Please note that the room assignments are tentative and subject to change. Please check with the registration desk at the conference for the latest information.
SEMINARS AT A GLANCE
SEMINAR DESCRIPTIONS
SESSION I
Sunday, February 10, 9:30 AM - 1:00 PM
S.1 Switching Power Supply Design Basics
Marty Brown, Sierra Energy Management Systems
Fontainebleau A
This seminar is aimed at novice switching power supply designers who seek a further intuitive understanding of the design field. Information will be conveyed on the intuitive level with very few equations.
The content will include: how does a switching power supply differs from a linear power supply, description of how basic switching power supplies work, what are topologies and how does one know which is the right one for the application, designing or selecting some of the key components, What are losses and how does one identify them, feedback compensation, and descriptions of the new developments within the power field.
The outcome of attending this seminar will be a greater appreciation of the operation of switching power supplies and a basic knowledge of their design. A list of literature will show the attendee how to get more information involving the design and understanding of switching power supplies.

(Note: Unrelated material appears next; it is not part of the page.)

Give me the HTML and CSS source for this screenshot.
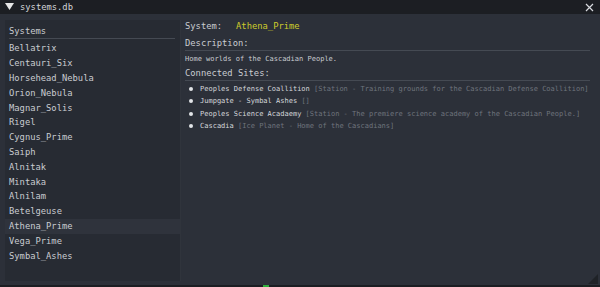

Back To The Top
S.2 Advanced Simulation Of Power Electronics And Motor Drives Using PSpice
Michael Giesselmann, Texas Tech University
Fontainebleau D
Given the steady increase in available computational power in personal computers and advances in modeling software, modeling of power electronics and electric drives is fast becoming a viable design option for practicing engineers as well as for education and research.
PSpice has recently emerged as a excellent tool for the above mentioned applications due to its very powerful, nearly full capability evaluation version, its wide use in EE curricula throughout the country and its intuitive, easy to learn graphical interface. In addition there is widespread support on the Internet for PSpice models. More advanced users can upgrade to the full version. All popular versions of PSpice will be supported.
In this tutorial, we will specifically address modeling and simulations of power electronic converters and motor drives and provide ready to run examples that dramatically cut the lead-time for participants that want to generate their own simulations. Back To The Top
S.3 MOSFET Avalanche Ratings Revisited
Marco Soldano & Tim McDonald, International Rectifier Corporation
Fontainebleau B
One of the most intriguing features of modern Power MOSFETs is the capability to withstand some amount of avalanche energy, a condition that takes place when the maximum blocking voltage of the device is exceeded.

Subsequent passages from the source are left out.